Nexus: What’s in a Name?

Nexus "X"

If Android Central is correct, the forthcoming duo of HTC-made phones coming this fall will not bear the Nexus logo. Google almost managed to pull this off in 2014 with Android Silver—you’ll recall that the gargantuan Nexus 6 was originally intended to be Motorola’s contribution to the Android Silver program. But this time its for reals, with some further evidence in that Android Police render showing only Google branding on the back of the device.

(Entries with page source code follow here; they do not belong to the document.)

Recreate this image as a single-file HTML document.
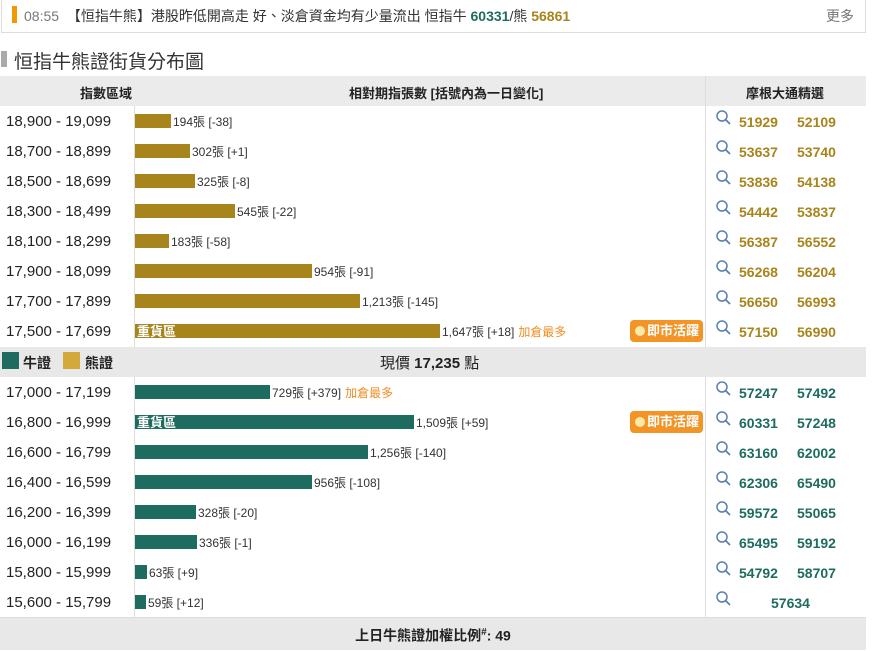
<!DOCTYPE html>
<html><head><meta charset="utf-8"><style>
*{margin:0;padding:0;box-sizing:border-box}
body{width:872px;height:650px;background:#fff;font-family:"Liberation Sans","Noto Sans CJK TC",sans-serif;position:relative;overflow:hidden;color:#222}
.top{position:absolute;left:1px;top:0;width:865px;height:33px;border:1px solid #ddd;border-top:none}
.top .bar{position:absolute;left:10px;top:6px;width:5px;height:17px;background:#f39800}
.top .t{position:absolute;left:22px;top:6px;font-size:14px;color:#333;white-space:nowrap}
.top .more{position:absolute;right:11px;top:6px;font-size:14px;color:#777}
h2{position:absolute;left:14px;top:47px;font-size:19px;font-weight:normal;color:#333}
.hb{position:absolute;left:1px;top:51px;width:6px;height:16px;background:#aaa}
.hdr{position:absolute;left:0;top:76px;width:866px;height:30px;background:#ebebeb;font-size:13px;font-weight:bold}
.hdr span{position:absolute;top:7px}
.vl{position:absolute;width:1px;background:#ddd}
.row{position:absolute;left:0;width:866px;height:30px}
.row .r{position:absolute;left:6px;top:7px;font-size:15px;color:#222}
.row .b{position:absolute;left:135px;top:8px;height:14px;color:#fff;font-size:13px;font-weight:bold;padding-left:2px;line-height:15px}
.row .n{position:absolute;top:7px;font-size:12px;color:#333;white-space:nowrap}
.row .n i{font-style:normal;color:#f08c1e;margin-left:4px}
.g{background:#a8841c}.t2{background:#1e6b5f}
.row .q{position:absolute;left:715px;top:3px}
.row .c{position:absolute;top:8px;font-size:14px;font-weight:bold}
.gc{color:#a8841c}.tc{color:#1e6b5f}
.badge{position:absolute;left:630px;top:4px;width:73px;height:22px;background:#f39427;border-radius:4px;color:#fff;font-size:13px;font-weight:bold;line-height:22px;padding-left:17px}
.badge:before{content:"";position:absolute;left:5px;top:6px;width:10px;height:10px;border-radius:5px;background:#ffe9a8}
.mid{position:absolute;left:0;top:347px;width:866px;height:30px;background:#e8e8e8}
.ft{position:absolute;left:0;top:617px;width:866px;height:33px;background:#e8e8e8;border-top:1px solid #ddd;text-align:center;font-size:14px;font-weight:bold;line-height:30px}
</style></head><body>
<div class="top"><div class="bar"></div><div class="t"><span style="color:#777">08:55</span>&nbsp;&nbsp;【恒指牛熊】港股昨低開高走 好、淡倉資金均有少量流出 恒指牛 <b style="color:#1e6b5f">60331</b>/熊 <b style="color:#a8841c">56861</b></div><div class="more">更多</div></div>
<div class="hb"></div><h2>恒指牛熊證街貨分布圖</h2>
<div class="hdr"><span style="left:80px">指數區域</span><span style="left:349px">相對期指張數 [括號內為一日變化]</span><span style="left:746px">摩根大通精選</span></div>
<div class="vl" style="left:134px;top:106px;height:241px"></div>
<div class="vl" style="left:705px;top:76px;height:271px"></div>
<div class="vl" style="left:134px;top:377px;height:241px"></div>
<div class="vl" style="left:705px;top:377px;height:241px"></div>

<svg width="0" height="0" style="position:absolute"><defs><symbol id="s" viewBox="0 0 18 18"><circle cx="7" cy="7" r="5" fill="none" stroke="#5b7fae" stroke-width="1.5"/><line x1="10.5" y1="10.5" x2="15" y2="15" stroke="#5b7fae" stroke-width="1.8"/></symbol></defs></svg>

<div class="row" style="top:106px"><span class="r">18,900 - 19,099</span><div class="b g" style="width:36px"></div><span class="n" style="left:173px">194張 [-38]</span><svg class="q" width="18" height="18"><use href="#s"/></svg><span class="c gc" style="left:739px">51929</span><span class="c gc" style="left:797px">52109</span></div>
<div class="row" style="top:136px"><span class="r">18,700 - 18,899</span><div class="b g" style="width:55px"></div><span class="n" style="left:192px">302張 [+1]</span><svg class="q" width="18" height="18"><use href="#s"/></svg><span class="c gc" style="left:739px">53637</span><span class="c gc" style="left:797px">53740</span></div>
<div class="row" style="top:166px"><span class="r">18,500 - 18,699</span><div class="b g" style="width:60px"></div><span class="n" style="left:197px">325張 [-8]</span><svg class="q" width="18" height="18"><use href="#s"/></svg><span class="c gc" style="left:739px">53836</span><span class="c gc" style="left:797px">54138</span></div>
<div class="row" style="top:196px"><span class="r">18,300 - 18,499</span><div class="b g" style="width:100px"></div><span class="n" style="left:237px">545張 [-22]</span><svg class="q" width="18" height="18"><use href="#s"/></svg><span class="c gc" style="left:739px">54442</span><span class="c gc" style="left:797px">53837</span></div>
<div class="row" style="top:226px"><span class="r">18,100 - 18,299</span><div class="b g" style="width:34px"></div><span class="n" style="left:171px">183張 [-58]</span><svg class="q" width="18" height="18"><use href="#s"/></svg><span class="c gc" style="left:739px">56387</span><span class="c gc" style="left:797px">56552</span></div>
<div class="row" style="top:256px"><span class="r">17,900 - 18,099</span><div class="b g" style="width:177px"></div><span class="n" style="left:314px">954張 [-91]</span><svg class="q" width="18" height="18"><use href="#s"/></svg><span class="c gc" style="left:739px">56268</span><span class="c gc" style="left:797px">56204</span></div>
<div class="row" style="top:286px"><span class="r">17,700 - 17,899</span><div class="b g" style="width:225px"></div><span class="n" style="left:362px">1,213張 [-145]</span><svg class="q" width="18" height="18"><use href="#s"/></svg><span class="c gc" style="left:739px">56650</span><span class="c gc" style="left:797px">56993</span></div>
<div class="row" style="top:316px"><span class="r">17,500 - 17,699</span><div class="b g" style="width:305px">重貨區</div><span class="n" style="left:442px">1,647張 [+18]<i>加倉最多</i></span><div class="badge">即市活躍</div><svg class="q" width="18" height="18"><use href="#s"/></svg><span class="c gc" style="left:739px">57150</span><span class="c gc" style="left:797px">56990</span></div>

<div class="mid"><div style="position:absolute;left:2px;top:5px;width:17px;height:17px;background:#1e6b5f"></div><span style="position:absolute;left:23px;top:6px;font-size:14px;font-weight:bold">牛證</span><div style="position:absolute;left:63px;top:5px;width:17px;height:17px;background:#d4a93c"></div><span style="position:absolute;left:85px;top:6px;font-size:14px;font-weight:bold">熊證</span><span style="position:absolute;left:380px;top:5px;font-size:15px">現價 <b>17,235</b> 點</span></div>

<div class="row" style="top:377px"><span class="r">17,000 - 17,199</span><div class="b t2" style="width:135px"></div><span class="n" style="left:272px">729張 [+379]<i>加倉最多</i></span><svg class="q" width="18" height="18"><use href="#s"/></svg><span class="c tc" style="left:739px">57247</span><span class="c tc" style="left:797px">57492</span></div>
<div class="row" style="top:407px"><span class="r">16,800 - 16,999</span><div class="b t2" style="width:279px">重貨區</div><span class="n" style="left:416px">1,509張 [+59]</span><div class="badge">即市活躍</div><svg class="q" width="18" height="18"><use href="#s"/></svg><span class="c tc" style="left:739px">60331</span><span class="c tc" style="left:797px">57248</span></div>
<div class="row" style="top:437px"><span class="r">16,600 - 16,799</span><div class="b t2" style="width:233px"></div><span class="n" style="left:370px">1,256張 [-140]</span><svg class="q" width="18" height="18"><use href="#s"/></svg><span class="c tc" style="left:739px">63160</span><span class="c tc" style="left:797px">62002</span></div>
<div class="row" style="top:467px"><span class="r">16,400 - 16,599</span><div class="b t2" style="width:177px"></div><span class="n" style="left:314px">956張 [-108]</span><svg class="q" width="18" height="18"><use href="#s"/></svg><span class="c tc" style="left:739px">62306</span><span class="c tc" style="left:797px">65490</span></div>
<div class="row" style="top:497px"><span class="r">16,200 - 16,399</span><div class="b t2" style="width:61px"></div><span class="n" style="left:198px">328張 [-20]</span><svg class="q" width="18" height="18"><use href="#s"/></svg><span class="c tc" style="left:739px">59572</span><span class="c tc" style="left:797px">55065</span></div>
<div class="row" style="top:527px"><span class="r">16,000 - 16,199</span><div class="b t2" style="width:62px"></div><span class="n" style="left:199px">336張 [-1]</span><svg class="q" width="18" height="18"><use href="#s"/></svg><span class="c tc" style="left:739px">65495</span><span class="c tc" style="left:797px">59192</span></div>
<div class="row" style="top:557px"><span class="r">15,800 - 15,999</span><div class="b t2" style="width:12px"></div><span class="n" style="left:149px">63張 [+9]</span><svg class="q" width="18" height="18"><use href="#s"/></svg><span class="c tc" style="left:739px">54792</span><span class="c tc" style="left:797px">58707</span></div>
<div class="row" style="top:587px"><span class="r">15,600 - 15,799</span><div class="b t2" style="width:11px"></div><span class="n" style="left:148px">59張 [+12]</span><svg class="q" width="18" height="18"><use href="#s"/></svg><span class="c tc" style="left:771px">57634</span></div>

<div class="ft">上日牛熊證加權比例<sup style="font-size:10px">#</sup>: 49</div>
</body></html>
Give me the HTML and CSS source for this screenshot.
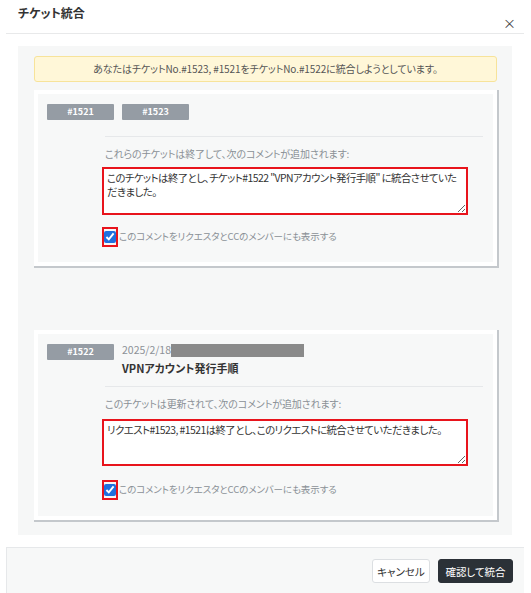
FILE: index.html
```html
<!DOCTYPE html>
<html lang="ja">
<head>
    <meta charset="UTF-8">
    <meta name="viewport" content="width=device-width, initial-scale=1.0">
    <title>チケット統合</title>
    <link rel="stylesheet" href="styles.css">
</head>
<body>
    <div class="modal">
        <div class="modal-header">
            <h1 class="modal-title">チケット統合</h1>
            <span class="close">×</span>
        </div>

        <div class="modal-body">
            <div class="merge-panel">
                <div class="alert">あなたはチケットNo.#1523, #1521をチケットNo.#1522に統合しようとしています。</div>

                <div class="ticket-card">
                    <div class="ticket-head">
                        <span class="badge">#1521</span>
                        <span class="badge">#1523</span>
                    </div>
                    <div class="ticket-body">
                        <p class="field-label">これらのチケットは終了して、次のコメントが追加されます:</p>
                        <textarea class="comment" rows="2">このチケットは終了とし、チケット#1522 "VPNアカウント発行手順" に統合させていただきました。</textarea>
                        <label class="check-row">
                            <span class="check-mark"><input type="checkbox" checked></span>
                            このコメントをリクエスタとCCのメンバーにも表示する
                        </label>
                    </div>
                </div>

                <div class="ticket-card target">
                    <div class="ticket-head">
                        <span class="badge">#1522</span>
                        <div class="ticket-info">
                            <div class="ticket-date">2025/2/18<span class="redacted"></span></div>
                            <div class="ticket-subject">VPNアカウント発行手順</div>
                        </div>
                    </div>
                    <div class="ticket-body">
                        <p class="field-label">このチケットは更新されて、次のコメントが追加されます:</p>
                        <textarea class="comment" rows="2">リクエスト#1523, #1521は終了とし、このリクエストに統合させていただきました。</textarea>
                        <label class="check-row">
                            <span class="check-mark"><input type="checkbox" checked></span>
                            このコメントをリクエスタとCCのメンバーにも表示する
                        </label>
                    </div>
                </div>
            </div>
        </div>

        <div class="modal-footer">
            <button class="btn btn-light">キャンセル</button>
            <button class="btn btn-dark">確認して統合</button>
        </div>
    </div>
</body>
</html>
```

FILE: styles.css
```css
* {
    margin: 0;
    padding: 0;
    box-sizing: border-box;
}

body {
    background: #fff;
    color: #333;
    font-family: "Noto Sans CJK JP", "Noto Sans", sans-serif;
    font-feature-settings: "palt";
    font-size: 10px;
    line-height: 1.4;
}

.modal {
    margin-left: 6px;
    width: 518px;
}

.modal-header {
    height: 34px;
    display: flex;
    align-items: center;
    justify-content: space-between;
    padding: 0 8px 0 12px;
    border-bottom: 1px solid #e8e9ea;
}

.modal-title {
    font-size: 12px;
    font-weight: bold;
    color: #333;
    margin-top: -7px;
}

.close {
    font-size: 13px;
    color: #444;
    margin-top: 14px;
}

.modal-body {
    padding: 12px;
}

.merge-panel {
    background: #f6f7f7;
    padding: 10px 15px 15px 16px;
}

.alert {
    height: 26px;
    line-height: 24px;
    text-align: center;
    background: #fff7d8;
    border: 1px solid #f7e39a;
    border-radius: 3px;
    color: #555;
    font-size: 10px;
    letter-spacing: -0.1px;
    margin-bottom: 8px;
}

.ticket-card {
    background: #f7f8f8;
    border: 4px solid #fff;
    box-shadow: 1px 1px 0 1px #c4c8cc;
    padding: 10px 10px 15px 9px;
}

.ticket-card.target {
    margin-top: 64px;
    padding-bottom: 16px;
}

.ticket-head {
    display: flex;
    gap: 8px;
}

.badge {
    width: 67px;
    height: 16px;
    line-height: 16px;
    background: #959ca4;
    color: #fff;
    font-size: 9px;
    font-weight: bold;
    text-align: center;
    border-radius: 1px;
    flex-shrink: 0;
}

.ticket-info {
    display: flex;
    flex-direction: column;
}

.ticket-date {
    display: flex;
    align-items: center;
    height: 13px;
    color: #8c9197;
    font-size: 10.5px;
}

.redacted {
    display: inline-block;
    width: 133px;
    height: 13px;
    background: #8a8a8a;
}

.ticket-subject {
    font-size: 11px;
    line-height: 15px;
    font-weight: bold;
    color: #333;
    margin-top: 4px;
}

.ticket-body {
    margin-left: 58px;
    border-top: 1px solid #e6e8ea;
    margin-top: 16px;
    padding-top: 10px;
}

.target .ticket-body {
    margin-top: 10px;
}

.field-label {
    color: #8a9096;
    font-size: 10px;
    line-height: 14px;
    letter-spacing: -0.1px;
    margin-bottom: 6px;
}

.target .field-label {
    margin-bottom: 8px;
}

.comment {
    display: block;
    width: 366px;
    height: 48px;
    margin-left: -3px;
    border: 2px solid #e8141c;
    background: #fff;
    color: #333;
    font-family: inherit;
    font-feature-settings: "palt";
    font-size: 10.4px;
    letter-spacing: -0.55px;
    line-height: 1.35;
    padding: 2px 4px 2px 3px;
    resize: vertical;
    overflow: hidden;
}

.target .comment {
    height: 47px;
}

.check-row {
    display: flex;
    align-items: center;
    margin-top: 12px;
    margin-left: -3px;
    color: #8a9096;
    font-size: 9.5px;
    letter-spacing: -0.1px;
}

.target .check-row {
    margin-top: 14px;
}

.check-mark {
    display: flex;
    align-items: center;
    justify-content: center;
    width: 16px;
    height: 20px;
    border: 2px solid #e8141c;
    margin-right: 1px;
}

.check-mark input {
    width: 12px;
    height: 12px;
    margin: 0;
    accent-color: #1f6fde;
}

.modal-footer {
    height: 60px;
    background: #f7f8f8;
    border-top: 1px solid #e6e8ea;
    border-left: 1px solid #e6e8ea;
    display: flex;
    justify-content: flex-end;
    align-items: flex-start;
    gap: 8px;
    padding: 11px 11px 0 0;
}

.btn {
    height: 24px;
    padding: 0;
    border-radius: 3px;
    font-family: inherit;
    font-feature-settings: "palt";
    font-size: 10.5px;
    white-space: nowrap;
    cursor: pointer;
}

.btn-light {
    width: 58px;
    background: #fff;
    border: 1px solid #dcdfe2;
    color: #333;
}

.btn-dark {
    width: 75px;
    background: #2b3137;
    border: 1px solid #2b3137;
    color: #fff;
}
```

Speaking of Android Police, I heard a bit of juicy gossip on one of their recent podcasts: Apparently Google was in talks with Huawei for a multi-year contract to produce devices for them, but Huawei walked away when they heard that said devices could only have Google branding.

But I digress…

So what does it mean if Nexus goes away? That word has never enjoyed the brand equity of say, Samsung. Here in Canada, carriers have only ever sold Nexus phones with the minimum storage option; presumably these new phones will still be available SIM-unlocked direct from Google, so nothing will change there. Likewise, if you’re looking for straight-from-the-source software updates without any carrier bloat, I highly doubt that these new devices will disappoint on that front, either.

If it’s the cheap and cheerful part of the Nexus equation that you miss—that is, a phone that punches well above its weight for the price, there will again will be a smaller, hopefully cheaper version of whatever Google and HTC end up bringing to market. So what are we left with?

Well, for me, Nexus has always meant an unlockable bootloader, with a universe of custom ROMs and Xposed modules just a fastboot-oem-unlock away. And here’s where there’s at least one sign of trouble:

Nexus 6P Fail

This verified boot warning appears on all bootloader-unlocked devices running Android 6 Marshmallow. While I’m sure it’s meant to protect users who don’t know any better, it’s a bit of an insult to those who do. As far as I know, the only way you can unwittingly end up with an unlocked bootloader is if you buy a second-hand phone; it’s not the kind of procedure that can be exploited remotely.

What this seemingly innocuous screen says to me is that Google no longer values the Android power user (for lack of a better term), and if that’s really the case then the word “Nexus” no longer holds any value for me.

What does Nexus mean to you, if anything?